Fall 2025 Catalogue

63 HISTORY & CULTURE 83BURKE, Edmund. Reflections on the Revolution in France. London, 1790. Octavo, contemporary full speckled calf, custom box. $7000 “One Of The Most Brilliant Of All Polemics” First edition, first impression of Burke’s important and controversial attack on the French Revolution, the work that precipitated Paine’s Rights of Man, in contemporary calf binding. “One of the most brilliant of all polemics… It is not to be wondered at that a man who desired justice for America but rejected Jefferson’s doctrines would be deeply stirred by the events of 1789. To Burke an absorption with the end and neglect of the means was the most dreadful of sins.

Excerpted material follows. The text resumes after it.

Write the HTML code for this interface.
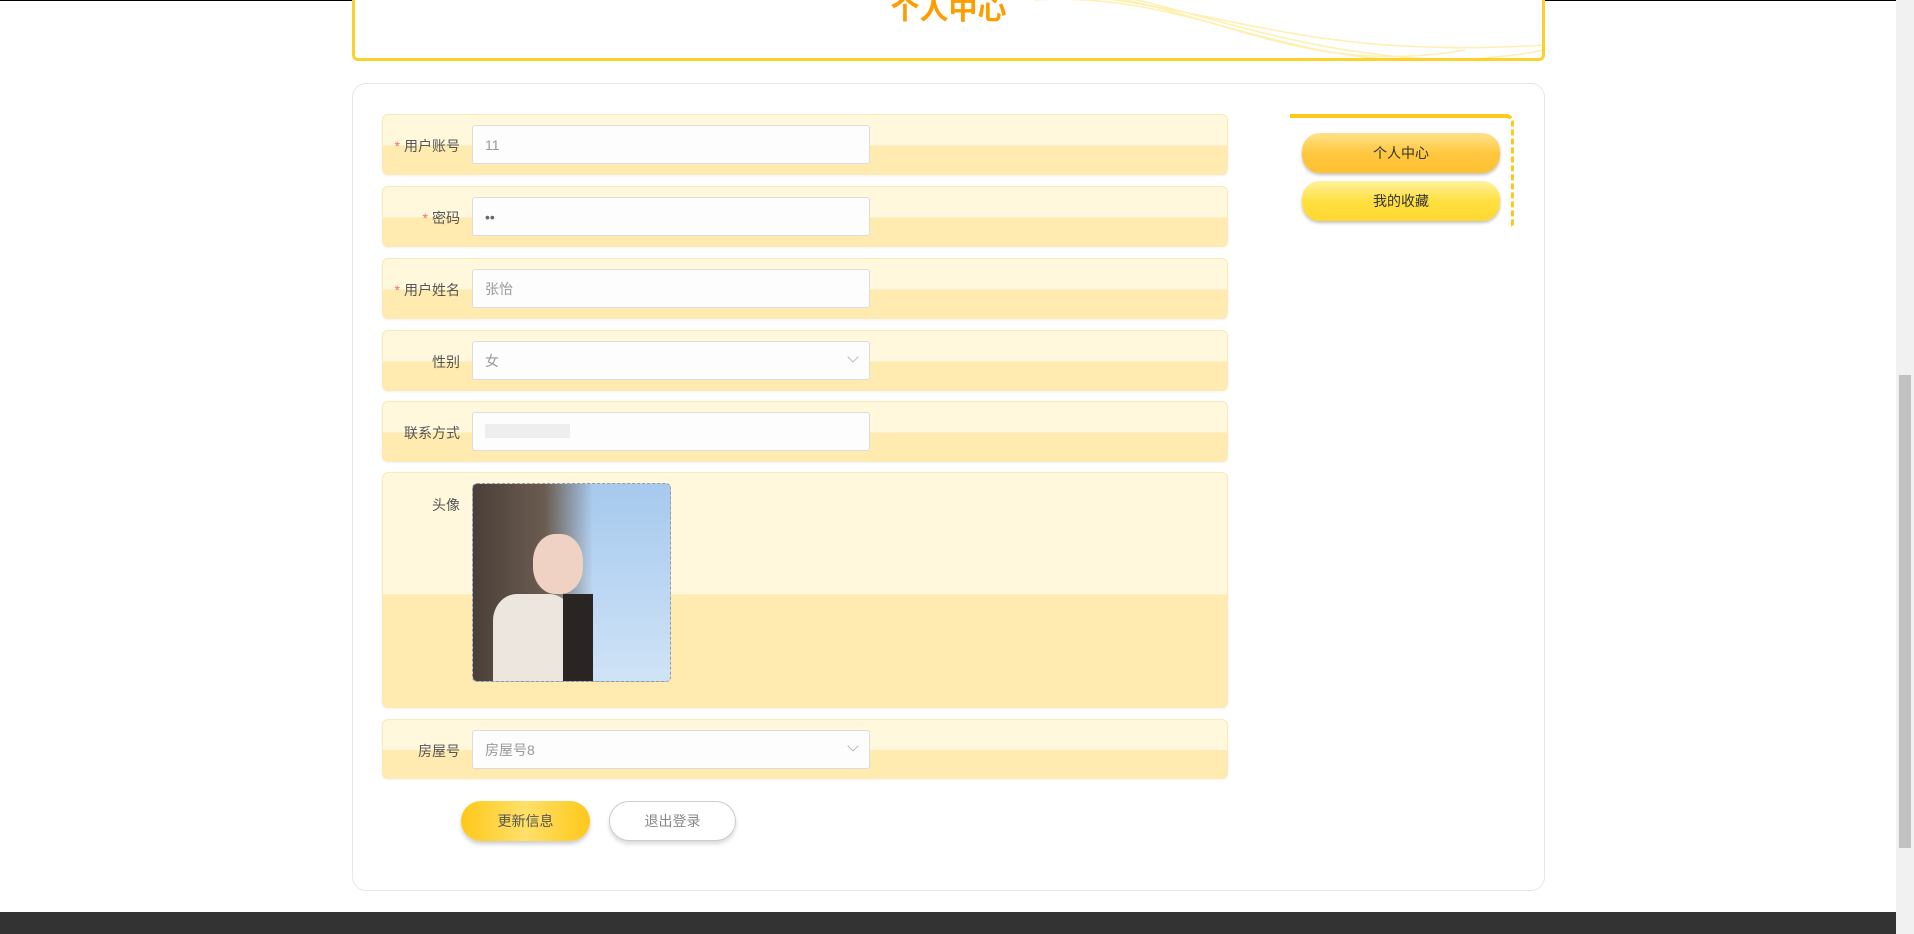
<!DOCTYPE html>
<html><head><meta charset="utf-8"><style>
*{box-sizing:border-box;margin:0;padding:0}
body{width:1914px;height:934px;position:relative;background:#fff;font-family:"Liberation Sans","Noto Sans CJK SC",sans-serif;overflow:hidden}
.abs{position:absolute}
.hdr{left:352px;top:-10px;width:1193px;height:71px;border:3px solid #ffd02a;border-top:none;border-radius:0 0 6px 6px;overflow:hidden;background:#fff}
.hdr .t{position:absolute;left:0;right:0;top:-4px;text-align:center;color:#ff9c00;font-size:29px;font-weight:bold}
.card{left:352px;top:83px;width:1193px;height:808px;border:1px solid #e6e6e6;border-radius:14px}
.row{position:absolute;left:382px;width:846px;border:1px solid #fbe9b8;border-radius:6px;background:linear-gradient(#fff8dc 0,#fff8dc 52%,#ffeab0 52%,#ffeab0 100%);box-shadow:0 1px 2px rgba(0,0,0,.06)}
.lbl{position:absolute;right:767px;font-size:14px;color:#555;white-space:nowrap}
.lbl b{color:#f56c6c;font-weight:normal;margin-right:4px}
.inp{position:absolute;left:89px;width:398px;height:39px;background:#fdfdfd;border:1px solid #dcdcdc;border-radius:3px;font-size:14px;color:#999;padding:11px 12px;line-height:16px}
.arr{position:absolute;right:12px;top:11px;width:8px;height:8px;border-right:1px solid #bbb;border-bottom:1px solid #bbb;transform:rotate(45deg)}
.btn{position:absolute;height:40px;border-radius:20px;font-size:14px;text-align:center;line-height:40px;color:#555}
.side{position:absolute;left:1302px;width:198px;height:40px;border-radius:18px;text-align:center;line-height:40px;font-size:14px;color:#333;box-shadow:0 2px 3px rgba(0,0,0,.25)}
</style></head><body>
<div class="abs" style="left:0;top:0;width:1914px;height:1px;background:#000"></div>
<div class="abs hdr"><svg class="abs" style="left:680px;top:0" width="510" height="80"><g fill="none" stroke="#fff0b0" stroke-width="1.5"><path d="M0 10 C150 0 250 80 420 70 S500 40 510 30"/><path d="M20 0 C170 10 260 90 430 60"/><path d="M40 5 C190 20 280 70 510 55"/><path d="M60 0 C200 30 300 80 510 70"/></g></svg><div class="t">个人中心</div></div>
<div class="abs card"></div>
<div class="row" style="top:114px;height:61px"><div class="lbl" style="top:21px"><b>*</b>用户账号</div><div class="inp" style="top:10px">11</div></div>
<div class="row" style="top:186px;height:61px"><div class="lbl" style="top:21px"><b>*</b>密码</div><div class="inp" style="top:10px;color:#666">••</div></div>
<div class="row" style="top:258px;height:61px"><div class="lbl" style="top:21px"><b>*</b>用户姓名</div><div class="inp" style="top:10px">张怡</div></div>
<div class="row" style="top:330px;height:61px"><div class="lbl" style="top:21px">性别</div><div class="inp" style="top:10px">女<span class="arr"></span></div></div>
<div class="row" style="top:401px;height:61px"><div class="lbl" style="top:21px">联系方式</div><div class="inp" style="top:10px"><span style="display:inline-block;width:85px;height:14px;background:#eee"></span></div></div>
<div class="row" style="top:472px;height:236px"><div class="lbl" style="top:22px">头像</div>
<div class="abs" style="left:89px;top:10px;width:199px;height:199px;border:1px dashed #999;border-radius:5px;overflow:hidden;background:linear-gradient(#a6c9ee,#cfe3f6)">
<div class="abs" style="left:0;top:0;width:120px;height:199px;background:linear-gradient(90deg,#4a3f38,#6b5c50 60%,transparent)"></div>
<div class="abs" style="left:60px;top:50px;width:50px;height:60px;border-radius:45%;background:#f0d2c4"></div>
<div class="abs" style="left:20px;top:110px;width:80px;height:89px;background:#ece6df;border-radius:30% 30% 0 0"></div>
<div class="abs" style="left:90px;top:110px;width:30px;height:89px;background:#2a2522"></div></div></div>
<div class="row" style="top:719px;height:60px"><div class="lbl" style="top:21px">房屋号</div><div class="inp" style="top:10px">房屋号8<span class="arr"></span></div></div>
<div class="btn" style="left:461px;top:801px;width:129px;background:linear-gradient(90deg,#ffc81a,#ffe06a 50%,#ffc81a);box-shadow:0 3px 4px rgba(0,0,0,.2)">更新信息</div>
<div class="btn" style="left:609px;top:801px;width:127px;border:1px solid #ccc;background:#fff;color:#888;line-height:38px;box-shadow:0 3px 4px rgba(0,0,0,.15)">退出登录</div>
<div class="abs" style="left:1290px;top:114px;width:224px;height:113px;border-top:4px solid #ffc81a;border-right:3px dashed #ffc81a;border-radius:0 8px 0 0"></div>
<div class="side" style="top:133px;background:linear-gradient(#ffe18a,#ffc840 50%,#ffc030)">个人中心</div>
<div class="side" style="top:181px;background:linear-gradient(#fff2a0,#ffe040 50%,#ffd830)">我的收藏</div>
<div class="abs" style="left:0;top:912px;width:1896px;height:22px;background:#333"></div>
<div class="abs" style="left:1896px;top:0;width:18px;height:934px;background:#f1f1f1"></div>
<div class="abs" style="left:1899px;top:375px;width:12px;height:473px;background:#c1c1c1"></div>
</body></html>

His anger and disgust were exacerbated by the dread that the aims, principles, methods and language which he detested in France might infect the people of England. This it was which provoked the Reflections” (PMM 239). “The effect of the Reflections was extraordinary. It created a reaction against the revolution… Abroad the Reflections created no less stir than at home, and Burke received the compliments of different foreign sovereigns” (DNB). Burke’s “attack on the French Revolution… infuriated Paine, who was chagrined by these statements coming from his former friend, the great liberal. He rushed into print with his even more celebrated answer, The Rights of Man” (Gimbel-Yale 58-59). Armorial blindstamps to covers; bookplate. Interior generally clean, expert repair to spine ends. A desirable copy in contemporary calf.